I’ve just read a good book about genetics. The Making of the Fittest: DNA and the Ultimate Forensic Record of Evolution by Sean B. Carroll. There is much food for thought in this book. One reviewer called it “A Primer of Evolutionary Theory for Beginners”, and this is accurate. One doesn’t need to know chemistry or physics to follow his reasoning, because he teaches the most necessary pieces.

Basically, this book examines what has turned up in studying the genomes of various species over the last couple of decades, as well as tracing genes from generation to generation in the same family line. It starts with a simple introduction to what DNA is, how it works, and how we know this. Then it gradually leads one to understand how genes transform from one generation to the next, and how this leads to speciation.

Basically, ever-present radiation, random chemistry, and aggressive biology cause frequent single-letter changes in DNA. Also RNA copy-and-paste errors regularly drop or duplicate entire gene sequences.
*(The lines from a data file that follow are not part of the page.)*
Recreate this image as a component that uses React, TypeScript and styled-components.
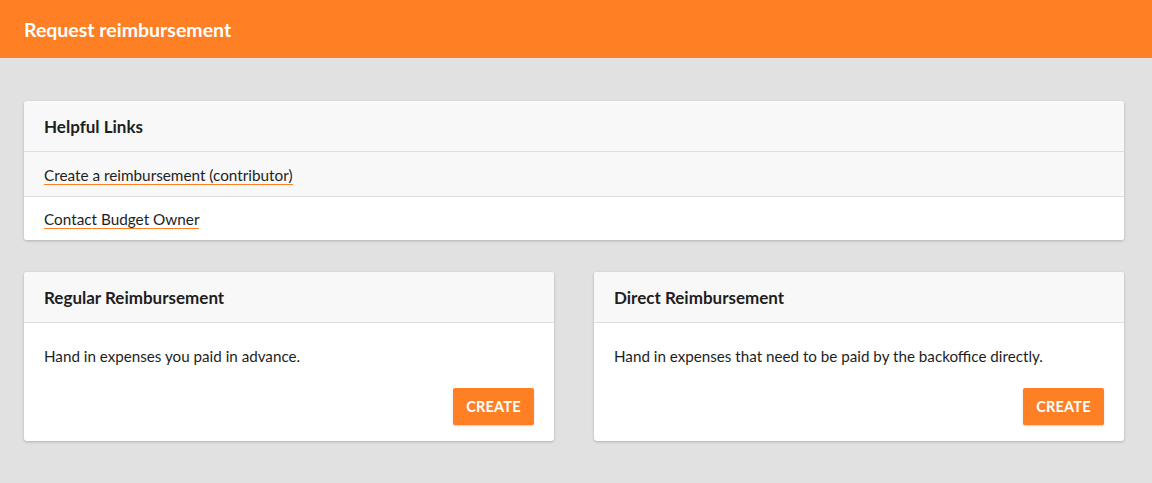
import * as React from 'react'
import styled, { createGlobalStyle } from 'styled-components'

const orange = '#ff8024'

const GlobalStyle = createGlobalStyle`
  html, body {
    margin: 0;
    padding: 0;
    background: #e1e1e1;
    font-family: Lato, "Open Sans", sans-serif;
    color: #1e1e1e;
  }
  * { box-sizing: border-box; }
`

const TopBar = styled.header`
  height: 58px;
  background: ${orange};
  display: flex;
  align-items: center;
  padding: 0 24px 0;

  h1 {
    margin: 0;
    font-size: 19.5px;
    font-weight: 700;
    color: #fff;
  }
`

const Main = styled.main`
  padding: 43px 28px 42px 24px;
  display: grid;
  gap: 32px;
`

const Card = styled.section`
  background: #fff;
  border-radius: 3px;
  box-shadow: 0 1px 3px rgba(0, 0, 0, 0.22);
  overflow: hidden;
  display: flex;
  flex-direction: column;
`

const CardHeader = styled.div`
  height: 51px;
  padding: 0 20px;
  display: flex;
  align-items: center;
  background: #f8f8f8;
  border-bottom: 1px solid #dedede;

  h2 {
    margin: 0;
    font-size: 17px;
    font-weight: 700;
    color: #1e1e1e;
  }
`

const LinkRow = styled.div<{ $shaded?: boolean }>`
  height: 44px;
  padding: 0 20px;
  display: flex;
  align-items: center;
  background: ${({ $shaded }) => ($shaded ? '#f8f8f8' : '#fff')};
  & + & {
    border-top: 1px solid #dedede;
  }
`

const Link = styled.a`
  font-size: 15.3px;
  color: #1e1e1e;
  text-decoration: none;
  border-bottom: 1.5px solid ${orange};
  line-height: 18px;
  padding-top: 2px;
`

const Columns = styled.div`
  display: grid;
  grid-template-columns: 1fr 1fr;
  gap: 40px;
`

const CardBody = styled.div`
  padding: 23px 20px 16px;
  display: flex;
  flex-direction: column;

  p {
    margin: 0;
    font-size: 15.2px;
    line-height: 20px;
  }
`

const Actions = styled.div`
  display: flex;
  justify-content: flex-end;
  margin-top: 22px;
`

const Button = styled.button`
  width: 81px;
  height: 37px;
  padding: 0;
  border: none;
  border-radius: 2px;
  background: ${orange};
  color: #fff;
  font-family: inherit;
  font-size: 14.5px;
  font-weight: 700;
  letter-spacing: 0.2px;
  box-shadow: 0 1px 2px rgba(0, 0, 0, 0.2);
  cursor: pointer;
`

const options = [
  { title: 'Regular Reimbursement', text: 'Hand in expenses you paid in advance.' },
  { title: 'Direct Reimbursement', text: 'Hand in expenses that need to be paid by the backoffice directly.' },
]

const App: React.FC = () => {
  return (
    <>
      <GlobalStyle />
      <TopBar>
        <h1>Request reimbursement</h1>
      </TopBar>
      <Main>
        <Card>
          <CardHeader>
            <h2>Helpful Links</h2>
          </CardHeader>
          <LinkRow $shaded>
            <Link href="#">Create a reimbursement (contributor)</Link>
          </LinkRow>
          <LinkRow>
            <Link href="#">Contact Budget Owner</Link>
          </LinkRow>
        </Card>
        <Columns>
          {options.map((o) => (
            <Card key={o.title}>
              <CardHeader>
                <h2>{o.title}</h2>
              </CardHeader>
              <CardBody>
                <p>{o.text}</p>
                <Actions>
                  <Button>CREATE</Button>
                </Actions>
              </CardBody>
            </Card>
          ))}
        </Columns>
      </Main>
    </>
  )
}

export default App
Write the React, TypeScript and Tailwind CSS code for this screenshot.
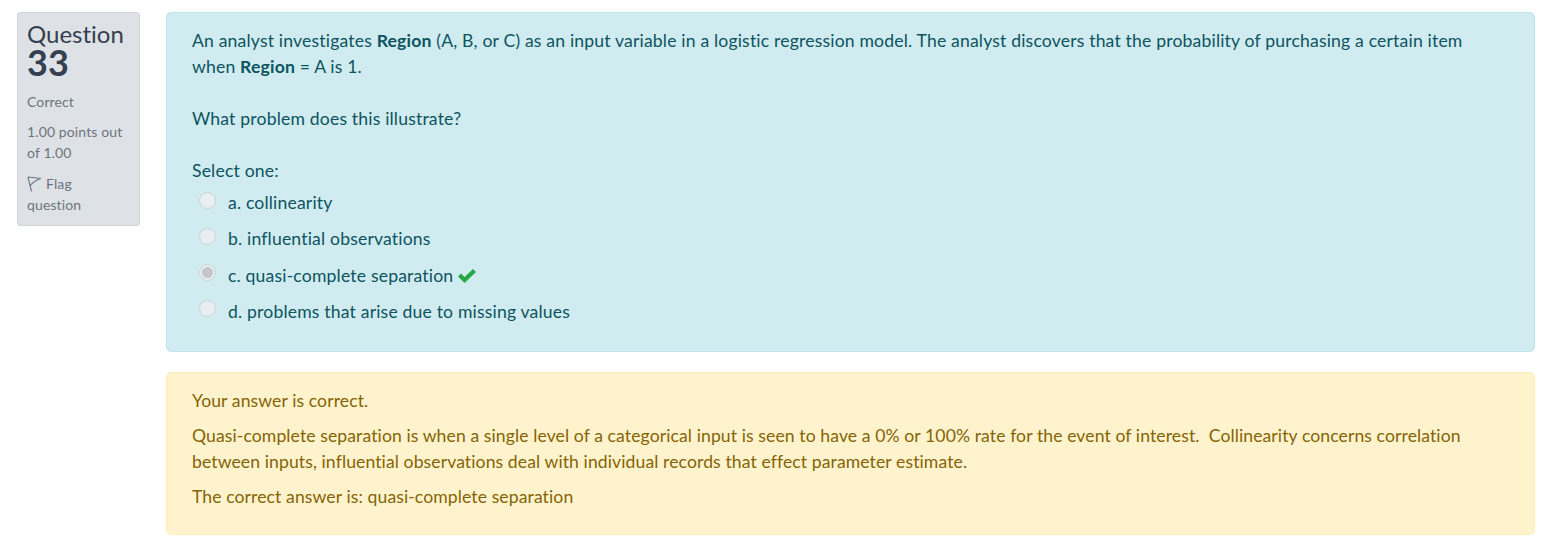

After this see Darwin for how some mutations are explicitly preserved, some are inevitably removed, and most simply languish in or become fossil genes because there is no preference one way or the other. Carroll covers all this in many examples.

Carroll presents the simple probability and large numbers theory to illustrate the surprising speed at which populations can change, and then shows functioning (or no longer functioning) genes that have in fact visibly changed populations so rapidly.